Although the REF does not explicitly exclude datasets, only one of the four main panels for the 2014 exercise refers to them explicitly in its submissions guidance.
David Sweeney, director for research, innovation and skills at the Higher Education Funding Council for England, which administers the REF, pointed out that 132 datasets had been submitted to the 2008 research assessment exercise.
He welcomed the Royal Society report and said that the REF team would take it into account in refining the way datasets would be handled in 2014.
According to Geoffrey Boulton, Regius professor of geology emeritus at the University of Edinburgh and chair of the working group that drew up the report, datasets risked losing out to research papers in the REF because claims for the significance of papers were often supported by bibliometric data, which was favoured in the “accountancy culture we are all prey to”.
But the report suggests that datasets could also be assessed using quantitative measures of their citation and reuse.

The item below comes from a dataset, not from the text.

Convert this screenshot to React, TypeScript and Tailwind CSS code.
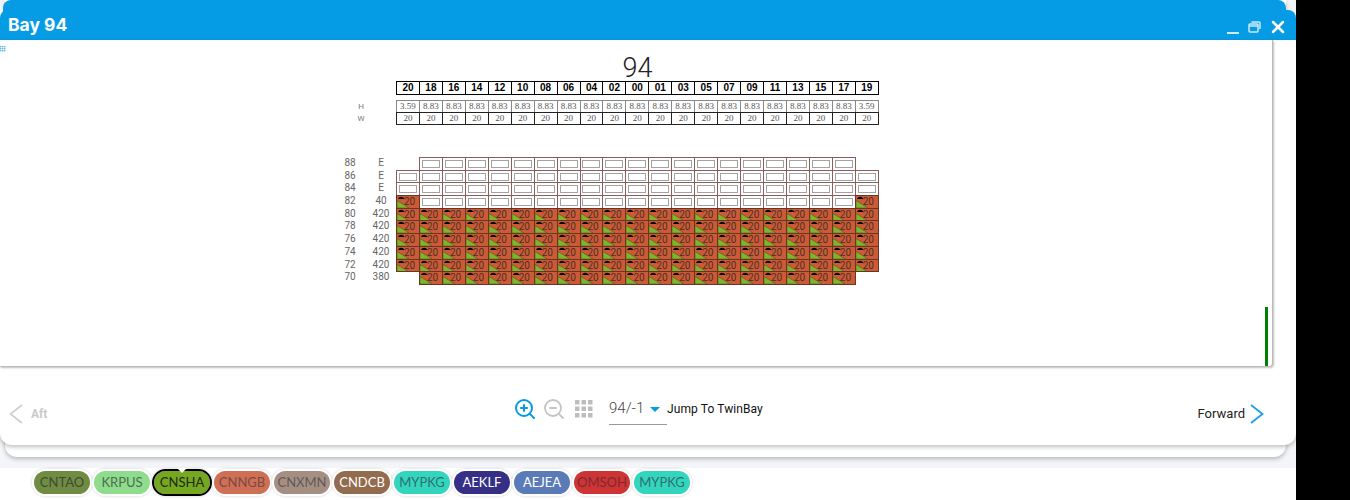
import { ZoomIn, ZoomOut, X } from 'lucide-react'

const bays = ['20', '18', '16', '14', '12', '10', '08', '06', '04', '02', '00', '01', '03', '05', '07', '09', '11', '13', '15', '17', '19']
const heights = ['3.59', ...Array(19).fill('8.83'), '3.59']

const tiers = [
  { tier: '88', count: 'E', kind: 'empty', narrow: true },
  { tier: '86', count: 'E', kind: 'empty', narrow: false },
  { tier: '84', count: 'E', kind: 'empty', narrow: false },
  { tier: '82', count: '40', kind: 'mixed', narrow: false },
  { tier: '80', count: '420', kind: 'full', narrow: false },
  { tier: '78', count: '420', kind: 'full', narrow: false },
  { tier: '76', count: '420', kind: 'full', narrow: false },
  { tier: '74', count: '420', kind: 'full', narrow: false },
  { tier: '72', count: '420', kind: 'full', narrow: false },
  { tier: '70', count: '380', kind: 'full', narrow: true },
]

const ports = [
  { name: 'CNTAO', cls: 'bg-[#6f8c42] text-[#3f4a35]' },
  { name: 'KRPUS', cls: 'bg-[#8fdc8c] text-[#4b6f55]' },
  { name: 'CNSHA', cls: 'bg-[#75a820] text-[#1d2a10] outline-2 outline-black outline-offset-0' },
  { name: 'CNNGB', cls: 'bg-[#cf6f55] text-[#7a4a44]' },
  { name: 'CNXMN', cls: 'bg-[#a58f82] text-[#5f5a5a]' },
  { name: 'CNDCB', cls: 'bg-[#936b4e] text-white' },
  { name: 'MYPKG', cls: 'bg-[#33d6bd] text-[#2f6f70]' },
  { name: 'AEKLF', cls: 'bg-[#352f86] text-white' },
  { name: 'AEJEA', cls: 'bg-[#5b7bb8] text-white' },
  { name: 'OMSOH', cls: 'bg-[#cf3434] text-[#7a2a30]' },
  { name: 'MYPKG', cls: 'bg-[#33d6bd] text-[#2f6f70]' },
]

function FullCell() {
  return (
    <div className="relative w-[23.95px] h-[13.7px] -mr-px -mb-px bg-[#cd5a36] border border-[#6b3524] overflow-hidden">
      <svg className="absolute left-0 top-0" width="22" height="12" viewBox="0 0 22 12">
        <path d="M0 4.5 L12 12 L0 12 Z" fill="#7fb52c" stroke="#4a4a18" strokeWidth="0.5" />
        <path d="M1 3 C2 0 6 0 7.5 3 Z" fill="#000" />
      </svg>
      <span className="absolute left-[7px] top-0 text-[10px] leading-[12px] text-[#4a3026] font-['Roboto',sans-serif]">20</span>
    </div>
  )
}

function EmptyCell() {
  return (
    <div className="flex items-center justify-center w-[23.95px] h-[13.7px] -mr-px -mb-px bg-white border border-[#8a5f5a]">
      <div className="w-[18px] h-[8px] border border-[#a3a3a3]" />
    </div>
  )
}

function TierRow({ tier, count, kind, narrow }: { tier: string; count: string; kind: string; narrow: boolean }) {
  return (
    <div className="flex h-[12.7px] items-start">
      <span className="w-[32px] text-center text-[10px] leading-[12px] text-[#666] font-['Roboto',sans-serif]">{tier}</span>
      <span className="w-[30px] text-center text-[10px] leading-[12px] text-[#666] font-['Roboto',sans-serif]">{count}</span>
      {bays.map((b, i) => {
        const edge = i === 0 || i === bays.length - 1
        if (narrow && edge) return <div key={b} className="w-[22.95px]" />
        if (kind === 'full' || (kind === 'mixed' && edge)) return <FullCell key={b} />
        return <EmptyCell key={b} />
      })}
    </div>
  )
}

function BayPlan() {
  return (
    <div className="w-[545px] ml-[334px] font-['Liberation_Sans',sans-serif]">
      <div className="h-[26px] pl-[62px] text-center text-[27px] leading-[26px] text-[#222] font-['Roboto',sans-serif] font-light">94</div>
      <div className="flex pl-[62px]">
        {bays.map((b) => (
          <div key={b} className="w-[23.95px] h-[14px] -mr-px border border-black text-center text-[10px] leading-[11px] font-bold text-black">{b}</div>
        ))}
      </div>
      <div className="flex mt-[5px] items-center">
        <span className="w-[54px] mr-[8px] text-center text-[8px] text-[#777] font-['Roboto',sans-serif]">H</span>
        {heights.map((h, i) => (
          <div key={i} className="w-[23.95px] h-[13px] -mr-px border border-[#888] text-center text-[9px] leading-[11px] text-[#555] font-['Liberation_Serif',serif]">{h}</div>
        ))}
      </div>
      <div className="flex -mt-px items-center">
        <span className="w-[54px] mr-[8px] text-center text-[8px] text-[#777] font-['Roboto',sans-serif]">W</span>
        {bays.map((b) => (
          <div key={b} className="w-[23.95px] h-[13px] -mr-px border border-[#222] text-center text-[9px] leading-[11px] text-[#555] font-['Liberation_Serif',serif]">20</div>
        ))}
      </div>
      <div className="mt-[32px]">
        {tiers.map((t) => (
          <TierRow key={t.tier} {...t} />
        ))}
      </div>
    </div>
  )
}

function GridIcon({ size = 18 }: { size?: number }) {
  return (
    <svg width={size} height={size} viewBox="0 0 18 18" fill="#bdbdbd">
      {[0, 6.5, 13].map((y) => [0, 6.5, 13].map((x) => <rect key={`${x}-${y}`} x={x} y={y} width="4.5" height="4.5" />))}
    </svg>
  )
}

export default function App() {
  return (
    <div className="flex w-[1350px] h-[500px] overflow-hidden bg-black">
      <div className="flex flex-col w-[1296px] h-full bg-[#f3f5f8]">
        <div className="relative flex flex-col h-[457px] shrink-0 pt-[10px]">
          {/* stacked card behind the modal */}
          <div className="absolute left-[5px] right-[10px] top-0 bottom-0 rounded-b-xl bg-white shadow-[0_2px_4px_rgba(0,0,0,0.25)]" />
          <div className="absolute left-[3px] right-[10px] top-0 h-[14px] rounded-t-lg bg-[#069ce5]" />

          <div className="relative flex flex-col h-[435px]">
            <header className="flex items-end justify-between h-[30px] pl-[8px] pr-[8px] pb-[3px] rounded-t-lg bg-[#069ce5] text-white">
              <h2 className="text-[17.5px] leading-[24px] font-bold font-['Inter',sans-serif]">Bay 94</h2>
              <div className="flex items-center h-[20px]">
                <span className="mt-[11px] w-[12px] h-[2px] bg-[#cdeafa]" />
                <svg className="ml-[9px]" width="13" height="12" viewBox="0 0 13 12" fill="none" stroke="#cdeafa" strokeWidth="1.5">
                  <rect x="1" y="3" width="9" height="8" rx="1" />
                  <path d="M3.5 1 H11 a1 1 0 0 1 1 1 V8" />
                  <path d="M1 5 H10" />
                </svg>
                <X className="ml-[7px] w-[20px] h-[20px]" strokeWidth={3} />
              </div>
            </header>

            <div className="flex flex-col flex-1 rounded-b-xl bg-white shadow-[0_2px_4px_rgba(0,0,0,0.25)]">
              <div className="relative w-[1273px] h-[327px] shrink-0 rounded-br bg-white border-r border-b border-[#bbb] shadow-[1px_1px_2px_rgba(0,0,0,0.25)] pt-[15px]">
                <svg className="absolute left-0 top-[6px]" width="6" height="6" viewBox="0 0 6 6" fill="#5fb7ea">
                  {[0, 2, 4].map((y) => [0, 2, 4].map((x) => <rect key={`${x}-${y}`} x={x} y={y} width="1.4" height="1.4" />))}
                </svg>
                <BayPlan />
                <div className="absolute right-[4px] bottom-0 w-[3px] h-[59px] bg-[#008000]" />
              </div>

              <nav className="flex flex-1 items-center justify-between pl-[9px] pr-[32px] pt-[15px]">
                <div className="flex items-center gap-[8px] w-[200px]">
                  <svg width="14" height="20" viewBox="0 0 14 20" fill="none" stroke="#cfcfcf" strokeWidth="1.7">
                    <path d="M13 1 L1.5 10 L13 19" />
                  </svg>
                  <span className="text-[12px] font-bold text-[#c9c9c9] font-['Roboto',sans-serif]">Aft</span>
                </div>
                <div className="flex items-center ml-[2px] mb-[9px] font-['Roboto',sans-serif]">
                  <ZoomIn className="w-[24px] h-[24px] text-[#069ce5]" strokeWidth={2} />
                  <ZoomOut className="ml-[5px] w-[24px] h-[24px] text-[#c4c4c4]" strokeWidth={1.8} />
                  <span className="ml-[9px]"><GridIcon /></span>
                  <div className="flex items-center justify-between w-[58px] h-[31px] ml-[16px] mt-[1px] pr-[7px] border-b border-[#999] pb-[3px]">
                    <span className="text-[15px] leading-[20px] font-light text-[#444]">94/-1</span>
                    <span className="mt-[3px] border-x-[5px] border-t-[5px] border-x-transparent border-t-[#069ce5]" />
                  </div>
                  <span className="w-[95px] text-[12px] text-[#111] whitespace-nowrap tracking-[0.1px]">Jump To TwinBay</span>
                </div>
                <div className="flex items-center justify-end gap-[5px] w-[200px]">
                  <span className="text-[13px] text-[#222] font-['Roboto',sans-serif]">Forward</span>
                  <svg width="14" height="20" viewBox="0 0 14 20" fill="none" stroke="#1a9fe8" strokeWidth="1.8">
                    <path d="M1 1 L12.5 10 L1 19" />
                  </svg>
                </div>
              </nav>
            </div>
          </div>
        </div>

        <div className="h-[11px] shrink-0" />
        <div className="flex flex-1 items-start pl-[32px] pt-[1px] bg-white font-['Lato',sans-serif]">
          {ports.map((p, i) => (
            <div key={i} className="relative shadow-[0_0_3px_rgba(0,0,0,0.2)] rounded-full border-2 border-white">
              {p.name === 'CNSHA' && (
                <span className="absolute left-1/2 -translate-x-1/2 -top-[3px] border-x-[5px] border-t-[5px] border-x-transparent border-t-white z-10" />
              )}
              <div className={`flex items-center justify-center w-[56px] h-[23px] rounded-full text-[13px] ${p.cls}`}>{p.name}</div>
            </div>
          ))}
        </div>
      </div>
    </div>
  )
}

Professor Boulton noted that where databases were made citable, they often received an “order of magnitude” more citations than the first paper based on them.
The Royal Society report also urges journals to require authors to make available - in institutional or subject repositories - datasets on which the conclusions of papers depend. Funders should also require datasets produced with their funding to be publicly accessible, and should cover the costs of “curating” them, the report argues.
It points out that the costs involved are often “demonstrably smaller than the costs of collecting further or new data”.
Meanwhile, universities should recognise data communication as “an important criterion for career progression” and should withhold data created by its researchers only “when it is optimal for realising a return on public investment”.